[LINK] Inaccessible web sites

Ivan Trundle ivan at itrundle.com
Wed Feb 17 11:52:29 AEDT 2010


On 17/02/2010, at 10:44 AM, Marghanita da Cruz wrote:

> Curious as other mobile operators have been at the forefront of electronic billing.

Telstra are like any large megalithic corporation: their entire website suffers from the same malaise, and I can't see them improving it until their market share demonstrably shifts because of the billing problems: giving customers a clear view of their calls and charges is not on their horizon - it's amazing how many clicks (and blind alleys) are required and found in hunting down this very basic information on the Telstra site.

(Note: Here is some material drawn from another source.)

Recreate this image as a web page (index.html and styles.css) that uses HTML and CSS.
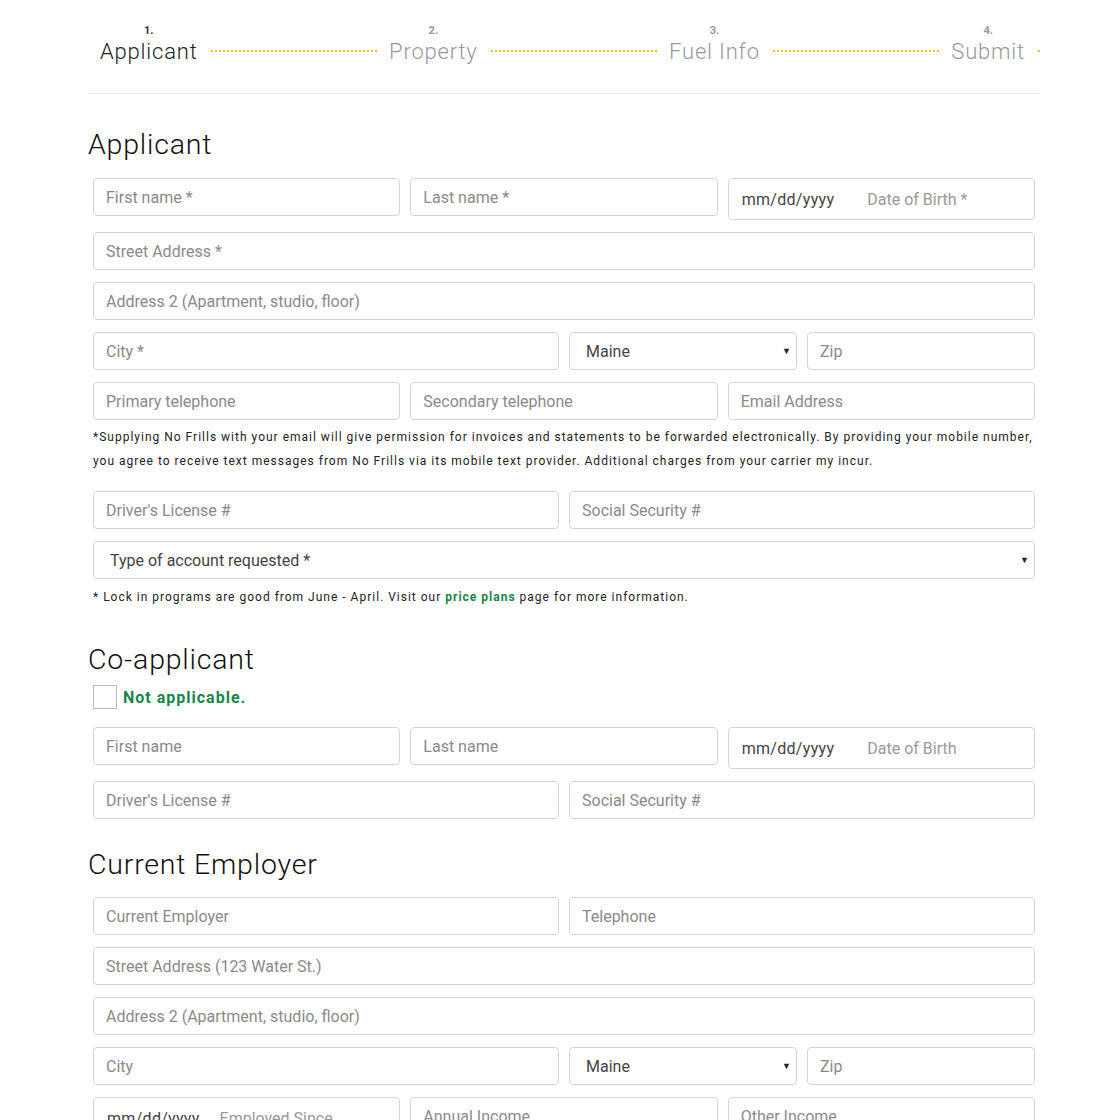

> Just thinking about the implications of this for the wider group of Telstra customers: I have been forced to use the Telstra site to view details of calls from my home phone line, which without notice, that I read, Telstra decided to drop from my paper bill.

I'm still able to get itemised (paper) output with my bill: you need to call them to opt back in to that 'service'.

> This on top of the fees to pay the Telstra bill, it would seem that Telstra has cottoned onto the Banks model for "service" charges.

Ultimately, we end up paying - site development doesn't come cheaply at this scale.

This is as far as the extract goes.